Toutes les manifestations d’une paranoïa aiguë surgissent dans Les Cataractes de l’Imagination : le sentiment d’être constamment épié, et même agressé: « Dans les rues où je me plais à marcher seul, je suis dans la crise d’un homme égaré dans un bois rempli d’assassins ou de bêtes féroces : le moindre objet m’alarme ; l’éclair de mon œil va saisir le regard du premier qui me coudoie : s’il m’envisage, je recule ; c’est un attentat qu’il médite ; il en veut à la jouissance de moi-même ; il ne m’aborde que pour me nuire ; il va supplanter en me parlant, le génie avec lequel je converse ; et dont son entretien ne peut me dédommager » (I, p.80). On trouve également des évocations sadomasochistes, insistantes et prolongées et une propension au dolorisme. Chassaignon dénonce« la lente et réfléchie cruauté des bourreaux, [qui] par une combinaison atroce, et des ménagements affreux s’exerce pendant quinze jours sans relâche à [lui]enlever la peau, à [lui] déchiqueter les membres, à multiplier [ses] plaies, à graduer [ses] douleurs sans [l’]arracher la vie » (I,p.66). On pourrait penser que de telles images sont à prendre au second degré ? Cependant, leur répétition, même si elle est apparemment volontaire, prend une signification obsessionnelle :« Broyez-moi dans un mortier avec des morceaux de fer[…] ; que la lente et réfléchie cruauté des bourreaux, par une combinaison atroce, et des ménagements affreux s’exerce pendant quinze jours sans relâche, à me déchiqueter les membres , à multiplier mes plaies, à graduer mes douleurs sans m’arracher la vie ». (I, p.106). On trouve aussi à chaque page, et surtout dans la composition générale de l’œuvre, la présence simultanée d’états psychologiques contradictoires ou encore des avis sur son projet littéraire, différant totalement d’un chapitre à l’autre. L’imagination passe pour une puissance sacrée, donnant naissance à un flux scriptural, qui tire sa légitimité même de son débordement, de son extravagance et de l’absence apparente de tout contrôle exercé par le sujet. Pourtant, quelques lignes plus loin, l’auteur conspue ses « persécuteurs » qui le traitent d’ «extravagant », et reproche aux « esprits froids, apathiques et géomètres » de n’avoir pas éprouvé ce qu’il ressent : « le bouleversement d’une âme impétueuse, accablée du poids de ses idées, tourmentée par une excessive énergie et par un besoin d’explosion » ( t. I, p.65-67) . 
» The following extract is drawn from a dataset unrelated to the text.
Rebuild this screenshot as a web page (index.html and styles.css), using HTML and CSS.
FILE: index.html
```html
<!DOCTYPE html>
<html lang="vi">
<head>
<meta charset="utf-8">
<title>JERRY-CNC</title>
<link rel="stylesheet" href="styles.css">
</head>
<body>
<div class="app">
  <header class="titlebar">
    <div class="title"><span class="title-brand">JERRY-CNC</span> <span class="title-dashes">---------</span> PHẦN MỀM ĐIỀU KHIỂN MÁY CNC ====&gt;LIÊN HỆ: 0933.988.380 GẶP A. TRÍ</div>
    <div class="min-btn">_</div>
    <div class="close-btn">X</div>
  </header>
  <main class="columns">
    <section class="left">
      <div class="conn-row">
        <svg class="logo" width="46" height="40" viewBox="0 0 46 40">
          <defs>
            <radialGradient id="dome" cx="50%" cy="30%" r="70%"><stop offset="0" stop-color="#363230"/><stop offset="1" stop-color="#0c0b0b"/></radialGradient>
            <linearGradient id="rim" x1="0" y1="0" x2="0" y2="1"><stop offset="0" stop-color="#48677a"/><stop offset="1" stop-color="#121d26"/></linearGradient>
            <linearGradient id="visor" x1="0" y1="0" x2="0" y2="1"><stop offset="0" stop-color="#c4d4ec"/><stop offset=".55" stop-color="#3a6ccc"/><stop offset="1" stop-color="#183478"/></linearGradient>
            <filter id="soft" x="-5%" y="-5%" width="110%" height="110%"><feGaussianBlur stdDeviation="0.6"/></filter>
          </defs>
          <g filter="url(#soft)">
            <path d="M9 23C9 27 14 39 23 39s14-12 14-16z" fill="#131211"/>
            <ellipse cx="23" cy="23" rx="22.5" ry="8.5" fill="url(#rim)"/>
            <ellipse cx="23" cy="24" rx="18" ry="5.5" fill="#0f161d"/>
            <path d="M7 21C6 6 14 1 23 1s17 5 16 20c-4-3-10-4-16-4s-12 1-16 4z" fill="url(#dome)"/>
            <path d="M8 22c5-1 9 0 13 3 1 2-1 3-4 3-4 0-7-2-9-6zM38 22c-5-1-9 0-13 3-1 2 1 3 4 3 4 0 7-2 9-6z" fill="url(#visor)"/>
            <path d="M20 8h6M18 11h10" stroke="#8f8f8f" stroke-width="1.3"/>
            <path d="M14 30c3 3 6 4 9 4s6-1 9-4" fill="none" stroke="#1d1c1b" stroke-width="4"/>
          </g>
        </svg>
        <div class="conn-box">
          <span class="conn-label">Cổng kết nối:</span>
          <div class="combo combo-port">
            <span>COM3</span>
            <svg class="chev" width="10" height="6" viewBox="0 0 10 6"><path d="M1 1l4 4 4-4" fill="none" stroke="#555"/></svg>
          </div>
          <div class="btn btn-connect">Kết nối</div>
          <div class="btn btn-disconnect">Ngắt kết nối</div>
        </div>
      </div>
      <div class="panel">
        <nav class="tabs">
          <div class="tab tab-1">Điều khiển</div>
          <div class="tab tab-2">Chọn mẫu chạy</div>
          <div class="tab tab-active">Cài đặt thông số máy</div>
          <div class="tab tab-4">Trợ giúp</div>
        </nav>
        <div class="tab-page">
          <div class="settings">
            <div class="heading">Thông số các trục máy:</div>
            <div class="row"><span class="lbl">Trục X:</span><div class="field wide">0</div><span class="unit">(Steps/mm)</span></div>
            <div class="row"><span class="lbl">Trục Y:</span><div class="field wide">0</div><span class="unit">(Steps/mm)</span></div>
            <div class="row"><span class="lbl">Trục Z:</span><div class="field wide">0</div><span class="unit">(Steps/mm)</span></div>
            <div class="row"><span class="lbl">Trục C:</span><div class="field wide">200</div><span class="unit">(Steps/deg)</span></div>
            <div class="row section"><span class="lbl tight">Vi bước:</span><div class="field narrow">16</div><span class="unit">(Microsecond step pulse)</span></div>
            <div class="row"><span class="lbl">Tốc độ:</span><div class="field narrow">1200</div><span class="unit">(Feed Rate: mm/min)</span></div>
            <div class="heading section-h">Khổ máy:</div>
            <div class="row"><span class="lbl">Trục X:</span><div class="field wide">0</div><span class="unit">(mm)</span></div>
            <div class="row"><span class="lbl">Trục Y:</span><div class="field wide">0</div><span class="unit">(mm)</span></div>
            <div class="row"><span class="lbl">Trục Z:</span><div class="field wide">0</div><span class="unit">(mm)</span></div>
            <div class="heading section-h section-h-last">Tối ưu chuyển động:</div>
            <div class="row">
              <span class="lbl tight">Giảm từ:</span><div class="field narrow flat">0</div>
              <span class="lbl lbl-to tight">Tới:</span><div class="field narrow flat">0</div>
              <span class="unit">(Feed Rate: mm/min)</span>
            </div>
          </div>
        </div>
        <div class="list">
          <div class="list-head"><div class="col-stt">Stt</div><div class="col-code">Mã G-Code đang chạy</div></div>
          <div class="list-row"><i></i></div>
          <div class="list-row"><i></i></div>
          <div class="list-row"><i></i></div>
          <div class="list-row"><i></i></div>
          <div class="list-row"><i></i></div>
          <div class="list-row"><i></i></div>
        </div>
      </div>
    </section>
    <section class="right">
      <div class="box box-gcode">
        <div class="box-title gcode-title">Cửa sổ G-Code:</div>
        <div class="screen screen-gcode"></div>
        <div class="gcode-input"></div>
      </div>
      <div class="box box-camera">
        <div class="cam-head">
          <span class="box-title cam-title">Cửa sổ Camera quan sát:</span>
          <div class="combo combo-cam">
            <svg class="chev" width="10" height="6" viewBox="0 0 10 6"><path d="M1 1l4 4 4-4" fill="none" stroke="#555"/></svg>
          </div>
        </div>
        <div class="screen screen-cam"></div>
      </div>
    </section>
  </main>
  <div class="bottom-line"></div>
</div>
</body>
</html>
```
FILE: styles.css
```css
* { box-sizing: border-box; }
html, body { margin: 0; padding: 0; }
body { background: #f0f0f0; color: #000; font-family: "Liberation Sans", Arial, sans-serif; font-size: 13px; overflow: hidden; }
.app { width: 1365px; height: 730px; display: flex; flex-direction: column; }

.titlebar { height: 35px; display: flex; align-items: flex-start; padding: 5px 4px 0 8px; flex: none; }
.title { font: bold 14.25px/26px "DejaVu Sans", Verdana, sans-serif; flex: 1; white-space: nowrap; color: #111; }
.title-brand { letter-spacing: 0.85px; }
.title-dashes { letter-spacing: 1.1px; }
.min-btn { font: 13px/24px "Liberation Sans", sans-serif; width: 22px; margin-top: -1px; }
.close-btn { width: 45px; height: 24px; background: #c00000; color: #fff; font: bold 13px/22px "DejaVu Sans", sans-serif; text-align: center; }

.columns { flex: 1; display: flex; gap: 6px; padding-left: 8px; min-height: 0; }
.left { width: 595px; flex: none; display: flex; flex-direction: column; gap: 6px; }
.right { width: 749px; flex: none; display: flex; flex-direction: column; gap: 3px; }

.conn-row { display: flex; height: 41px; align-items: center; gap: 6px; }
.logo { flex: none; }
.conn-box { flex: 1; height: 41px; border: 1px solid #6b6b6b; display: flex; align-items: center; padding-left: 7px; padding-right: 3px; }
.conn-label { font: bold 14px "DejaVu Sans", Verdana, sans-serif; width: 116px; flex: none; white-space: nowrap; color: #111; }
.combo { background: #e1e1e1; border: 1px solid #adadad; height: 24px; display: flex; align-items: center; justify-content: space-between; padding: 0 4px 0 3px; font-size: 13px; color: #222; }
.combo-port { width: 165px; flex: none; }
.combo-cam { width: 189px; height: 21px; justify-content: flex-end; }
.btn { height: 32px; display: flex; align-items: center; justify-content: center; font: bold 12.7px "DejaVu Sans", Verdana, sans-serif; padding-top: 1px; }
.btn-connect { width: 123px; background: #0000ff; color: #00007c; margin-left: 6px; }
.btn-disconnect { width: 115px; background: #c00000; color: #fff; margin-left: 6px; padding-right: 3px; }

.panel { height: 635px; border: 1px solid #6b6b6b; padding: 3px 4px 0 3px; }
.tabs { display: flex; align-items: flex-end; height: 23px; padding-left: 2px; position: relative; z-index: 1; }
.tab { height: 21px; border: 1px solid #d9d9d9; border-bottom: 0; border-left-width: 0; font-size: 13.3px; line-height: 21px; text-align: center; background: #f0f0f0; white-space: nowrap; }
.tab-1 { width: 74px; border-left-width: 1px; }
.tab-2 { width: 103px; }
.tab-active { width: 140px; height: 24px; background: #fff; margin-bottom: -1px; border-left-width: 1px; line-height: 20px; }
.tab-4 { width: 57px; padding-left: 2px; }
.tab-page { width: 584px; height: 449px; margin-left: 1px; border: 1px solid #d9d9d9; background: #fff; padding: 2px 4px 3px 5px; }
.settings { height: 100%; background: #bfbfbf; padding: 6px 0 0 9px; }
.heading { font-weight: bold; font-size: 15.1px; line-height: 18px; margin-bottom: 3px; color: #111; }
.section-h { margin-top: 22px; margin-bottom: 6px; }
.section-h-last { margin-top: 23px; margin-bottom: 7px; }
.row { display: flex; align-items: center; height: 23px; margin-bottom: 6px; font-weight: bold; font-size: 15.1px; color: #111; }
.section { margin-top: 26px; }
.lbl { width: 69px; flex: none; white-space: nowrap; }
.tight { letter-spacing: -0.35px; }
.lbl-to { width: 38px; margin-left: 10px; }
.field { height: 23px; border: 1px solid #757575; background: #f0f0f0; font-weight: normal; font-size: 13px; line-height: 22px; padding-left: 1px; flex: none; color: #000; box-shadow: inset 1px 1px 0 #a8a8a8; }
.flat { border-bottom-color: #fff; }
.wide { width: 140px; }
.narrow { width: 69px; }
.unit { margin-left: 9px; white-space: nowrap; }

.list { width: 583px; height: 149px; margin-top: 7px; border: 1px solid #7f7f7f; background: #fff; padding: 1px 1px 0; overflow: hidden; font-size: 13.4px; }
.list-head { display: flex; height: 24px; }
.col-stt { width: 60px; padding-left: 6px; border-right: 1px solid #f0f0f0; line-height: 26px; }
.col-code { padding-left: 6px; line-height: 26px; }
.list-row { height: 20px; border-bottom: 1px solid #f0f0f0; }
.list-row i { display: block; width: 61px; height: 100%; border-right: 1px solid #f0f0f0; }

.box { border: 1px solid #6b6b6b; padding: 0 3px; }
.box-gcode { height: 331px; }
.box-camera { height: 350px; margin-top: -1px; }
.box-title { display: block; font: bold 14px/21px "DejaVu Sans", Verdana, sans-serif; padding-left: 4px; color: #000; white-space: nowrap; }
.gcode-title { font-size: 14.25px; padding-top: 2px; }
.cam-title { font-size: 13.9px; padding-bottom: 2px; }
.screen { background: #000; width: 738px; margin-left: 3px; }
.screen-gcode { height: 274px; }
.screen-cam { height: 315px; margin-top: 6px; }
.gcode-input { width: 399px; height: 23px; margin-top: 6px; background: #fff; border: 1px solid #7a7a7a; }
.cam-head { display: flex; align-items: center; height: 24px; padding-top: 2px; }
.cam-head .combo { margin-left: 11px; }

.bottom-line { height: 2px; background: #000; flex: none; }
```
Chassaignon porte sur les écrivains et les œuvres de la littérature universelle des jugements souvent catégoriques, immédiatement démentis, voire inversés dans la séquence ou le chapitre qui suivent : il défend les grands écrivains contre les petits, mais aussi les médiocres contre les génies prétendus ; il s’en prend à la morgue des académiciens et prêche l’humilité, pour la récuser tout de suite après, car, dit-il, « elle abâtardit les cœurs, émousse, décompose, et dénature le sentiments[..]. L’humilité incline l’âme et la porte dans la fange ». Toute proclamation péremptoire de la puissance créatrice et des talents supérieurs que la nature lui aurait légués est immédiatement démentie par le besoin de se rabaisser et même de s’auto-flageller, dans une mise en scène humiliante de lui-même. Il s’écrie d’abord « Dieu ! Je sens fermenter en mon cerveau un volcan d’idées qui me soulève le crane » (t.1, p.230), mais il en appelle ensuite aux pires tourments pour avoir tenu une telle profession de foi, déclarée mensongère. Surviennent alors des hallucinations. Ce sont des voutes souterraines qui éclatent, des tombeaux qui s’ouvrent, et des animaux monstrueux, acharnés à le mettre à mort. L’hybris dont il fait preuve doit être sanctionnée par une conduite avilissante, voire par la mort de celui qui s’y est adonné sans réserve.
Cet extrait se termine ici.